Um leve mas genuino olhar sobre como um homem de boa índole reage ao descobrir o quão longe seu fruto caiu da árvore, A Little Prayer pega o roteiro previsível do próprio MacLachlan e dedica-se a explorar cada interação, cada relacionamento, cada drama e conversa com a visão mais honesta possível, dependendo de um elenco profundamente carismático para trazer à vida segredos que já deixaram de ser inofensivo há muitos tempos e testar seus personagens quando estes são expostos à luz do dia. Este processo, o filme faz com tremendo tato e leveza, sem explorar ou maltratar suas figuras gratuitamente, e o cuidado eventualmente nos leva ao ponto de desejarmos até sentir a ponta da faca girando um pouco mais em nosso coração.
David, claro, está traindo sua esposa Tammy (uma tocante Jane Levy) com Narcedalia. Não demora muito para Bill confirmar essa informação com outros empregados do centro e até com o próprio filho, interpretado por Pullen com o nervosismo de um cidadão bem prestes a ceder aos seus impulsos mais sombrios. O drama entre pai e filho atinge situações muito dramáticas, mas McLachlan usa essa abordagem mais sutil para deixar as cenas entre os dois atores mais reais e marcantes, com Bill precisando levantar o assunto uma, duas e até três vezes até ver a máscara de seu herdeiro mais velho e, supostamente equilibrado — especialmente comparado com a bagunçada Patti (uma divertida mas pouco aproveitada Anna Camp), que eventualmente chega para visitar com sua filha, mas sem o marido viciado em apostas.

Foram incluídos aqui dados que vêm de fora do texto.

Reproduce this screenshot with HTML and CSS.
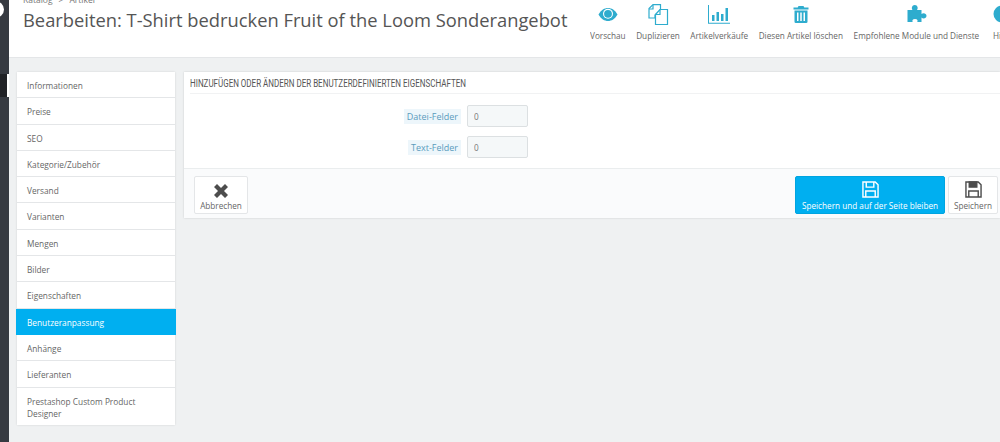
FILE: index.html
```html
<!doctype html>
<html>
<head>
<meta charset="utf-8">
<title>Bearbeiten</title>
<link rel="stylesheet" href="styles.css">
</head>

<body>
	<div class="page">
		<div class="sidebar">
			<span class="logo_dot"></span>
			<span class="side_mark"></span>
		</div>
		<div class="main">
			<div class="head">
				<div class="head_left">
					<div class="crumb"><span>Katalog</span><span>&gt;</span><span>Artikel</span></div>
					<h1>Bearbeiten: T-Shirt bedrucken Fruit of the Loom Sonderangebot</h1>
				</div>
				<ul class="tools">
					<li>
						<svg width="24" height="22" viewBox="0 0 24 22"><path fill="#2eacce" d="M2.500 10.500C5 6 8.500 4 12 4s7 2 9.500 6.500C19 15 15.500 17 12 17s-7-2-9.500-6.500z"/><circle cx="12" cy="9.800" r="5" fill="#fff"/><circle cx="12" cy="9.800" r="3.900" fill="#2eacce"/></svg>
						<span>Vorschau</span>
					</li>
					<li>
						<svg width="24" height="22" viewBox="0 0 24 22" fill="none" stroke="#2eacce" stroke-width="1.200"><path d="M7 .6h7.500v5L9 11v3H3V4.500z"/><path d="M7 1v4H3"/><path fill="#fff" d="M14 5.500h7.500V20.500H9.500V10.500z"/><path d="M14 5.500V10.500H9.500"/></svg>
						<span>Duplizieren</span>
					</li>
					<li>
						<svg width="24" height="22" viewBox="0 0 24 22" fill="#2eacce"><path d="M1 1h1v17.800h21v1H1z"/><rect x="5" y="11" width="2.500" height="6"/><rect x="9.500" y="8" width="2.500" height="9"/><rect x="14" y="10" width="2.500" height="7"/><rect x="18.500" y="4" width="2.500" height="13"/></svg>
						<span>Artikelverkäufe</span>
					</li>
					<li>
						<svg width="24" height="22" viewBox="0 0 24 22" fill="#2eacce"><path d="M9.500 2h5l.8 1.500h4.200v2h-15v-2h4.200z"/><path fill-rule="evenodd" d="M5.500 6.500h13v11.200A1.300 1.300 0 0 1 17.200 19H6.800a1.300 1.300 0 0 1-1.300-1.300zM8 8.500v8.500h1.500V8.500zM11.250 8.500v8.500h1.500V8.500zM14.500 8.500v8.500H16V8.500z"/></svg>
						<span>Diesen Artikel löschen</span>
					</li>
					<li>
						<svg width="24" height="22" viewBox="0 0 24 22" fill="#2eacce"><path d="M3.500 6h5C7.200 4.500 7.800 1 10.800 1s3.600 3.500 2.200 5h4.500v4c1.500-1.500 5-1 5 1.800s-3.500 3.400-5 1.800V18h-4.300c1-1.500.3-3-2.200-3s-3.100 1.500-2.300 3H3.500z"/></svg>
						<span>Empfohlene Module und Dienste</span>
					</li>
					<li>
						<svg width="24" height="22" viewBox="0 0 24 22"><circle cx="12" cy="10" r="8.500" fill="#2eacce"/></svg>
						<span>Hilfe</span>
					</li>
				</ul>
			</div>
			<div class="content">
				<ul class="menu">
					<li>Informationen</li>
					<li>Preise</li>
					<li>SEO</li>
					<li>Kategorie/Zubehör</li>
					<li>Versand</li>
					<li>Varianten</li>
					<li>Mengen</li>
					<li>Bilder</li>
					<li>Eigenschaften</li>
					<li class="cur">Benutzeranpassung</li>
					<li>Anhänge</li>
					<li>Lieferanten</li>
					<li>Prestashop Custom Product Designer</li>
				</ul>
				<div class="panel">
					<h3><span>Hinzufügen oder ändern der benutzerdefinierten Eigenschaften</span></h3>
					<div class="form">
						<div class="row">
							<label><span>Datei-Felder</span></label>
							<input type="text" value="0">
						</div>
						<div class="row">
							<label><span>Text-Felder</span></label>
							<input type="text" value="0">
						</div>
					</div>
					<div class="foot">
						<a class="btn btn_cancel">
							<svg width="14" height="14" viewBox="0 0 14 14"><path fill="#4d4d4d" d="M0 3l3-3 4 4 4-4 3 3-4 4 4 4-3 3-4-4-4 4-3-3 4-4z"/></svg>
							<span>Abbrechen</span>
						</a>
						<div class="foot_right">
							<a class="btn btn_blue">
								<svg width="17" height="17" viewBox="0 0 18 18" fill="none" stroke="#fff" stroke-width="1.500"><path d="M1 1h13l3 3v13H1z"/><path d="M4.500 1v5.500h8V1M4 17v-6.500h10V17"/></svg>
								<span>Speichern und auf der Seite bleiben</span>
							</a>
							<a class="btn btn_save">
								<svg width="17" height="17" viewBox="0 0 18 18" fill="none" stroke="#4d4d4d" stroke-width="1.500"><path d="M1 1h13l3 3v13H1z"/><path fill="#4d4d4d" d="M4.500 1v5.500h8V1z"/><path d="M4 17v-6.500h10V17"/></svg>
								<span>Speichern</span>
							</a>
						</div>
					</div>
				</div>
			</div>
		</div>
	</div>
</body>
</html>
```

FILE: styles.css
```css
*{ margin:0; padding:0; list-style:none; box-sizing:border-box; }
html,body{ height:442px; overflow:hidden; }
body{ background:#eff1f2; font-family:"Open Sans","Noto Sans",sans-serif; font-size:8.2px; color:#666; }
.page{ display:flex; height:442px; }
.sidebar{ position:relative; width:9px; flex:none; background:#363a41; }
.logo_dot{ position:absolute; left:-14px; top:1px; width:18px; height:17px; border-radius:50%; background:#fff; }
.side_mark{ position:absolute; left:0; top:74px; width:9px; height:23px; background:#202226; border-right:2px solid #fff; }
.main{ flex:1; min-width:0; }
.head{ display:flex; height:58px; background:#fff; border-bottom:1px solid #e4e6e8; overflow:hidden; }
.head_left{ flex:1; min-width:0; padding-left:14px; }
.crumb{ display:flex; gap:6px; height:9px; margin-top:-5px; font-size:8.500px; line-height:9px; color:#777; }
h1{ margin-top:3px; font-size:18.340px; font-weight:400; line-height:26px; color:#555; white-space:nowrap; }
.tools{ display:flex; flex:none; gap:10.600px; width:410px; padding-top:4px; overflow:hidden; }
.tools li{ display:flex; flex-direction:column; align-items:center; flex:none; gap:4px; font-size:8.200px; line-height:12px; color:#666; white-space:nowrap; }
.content{ display:flex; align-items:flex-start; gap:9px; padding:14px 0 0 8px; }
.menu{ width:158px; flex:none; background:#fff; box-shadow:0 0 2px rgba(0,0,0,.12); }
.menu li{ padding:8px 10px 5px; border-bottom:1px solid #e4e6e8; font-size:8.300px; line-height:12.300px; color:#666; }
.menu li:last-child{ border-bottom:none; line-height:12px; }
.menu .cur{ margin:0 -1px; padding-left:11px; background:#00aff0; color:#fff; border-bottom:none; padding-bottom:6px; }
.panel{ flex:1; min-width:0; background:#fff; box-shadow:0 0 2px rgba(0,0,0,.15); }
h3{ margin:0 0 0 6px; height:22px; border-bottom:1px solid #f1f2f3; font-family:Roboto,sans-serif; font-size:10px; font-weight:400; line-height:23px; color:#555; text-transform:uppercase; white-space:nowrap; }
h3 span{ display:inline-block; transform:scaleX(.8); transform-origin:left center; }
.form{ display:flex; flex-direction:column; gap:9.300px; height:74px; padding-top:11px; }
.row{ display:flex; align-items:center; height:22px; }
.row label{ width:277px; text-align:right; font-size:9px; line-height:13px; color:#5a9bbd; }
.row label span{ padding:1px 3px; background:#edf6fb; }
.row input{ width:61px; height:22px; margin-left:6px; padding-left:6px; border:1px solid #dce0e2; border-radius:2px; background:#f5f8f9; font:8.200px "Open Sans",sans-serif; color:#777; }
.foot{ display:flex; justify-content:space-between; height:50px; padding:7px 2px 4px 10px; background:#fafbfc; border-top:1px solid #eaedee; }
.foot_right{ display:flex; gap:3px; }
.btn{ display:flex; flex-direction:column; align-items:center; justify-content:flex-end; gap:2px; height:38px; padding:0 0 1px; border:1px solid #e4e6e8; border-radius:2px; background:#fff; font-size:8.200px; line-height:12px; color:#666; white-space:nowrap; }
.btn_cancel{ width:54px; }
.btn_save{ width:50px; }
.btn_blue{ width:150px; background:#00aff0; border-color:#00a4e0; color:#fff; }
```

Integridade, perceberemos, pouco tem a ver com aparências, e o grande feito de A Little Prayer é colocar BIll constantemente diante de novos desafios éticos. Mais velha guarda, ele se sente empurrado a intervir na situação quando percebe a gravidade da situação — Bill não só está num relacionamento com Narcedalia, como também é violento com ela — mas reprimido pelo conservadorismo de não poder interferir na vida de outros adultos, ainda que eles vivam em sua casa. Strathairn atua com vulnerabilidade durante todo esse tempo, expressando o quão dividido Bill está por essas duas forças ao ponto de tornar ambos caminhos inteiramente críveis.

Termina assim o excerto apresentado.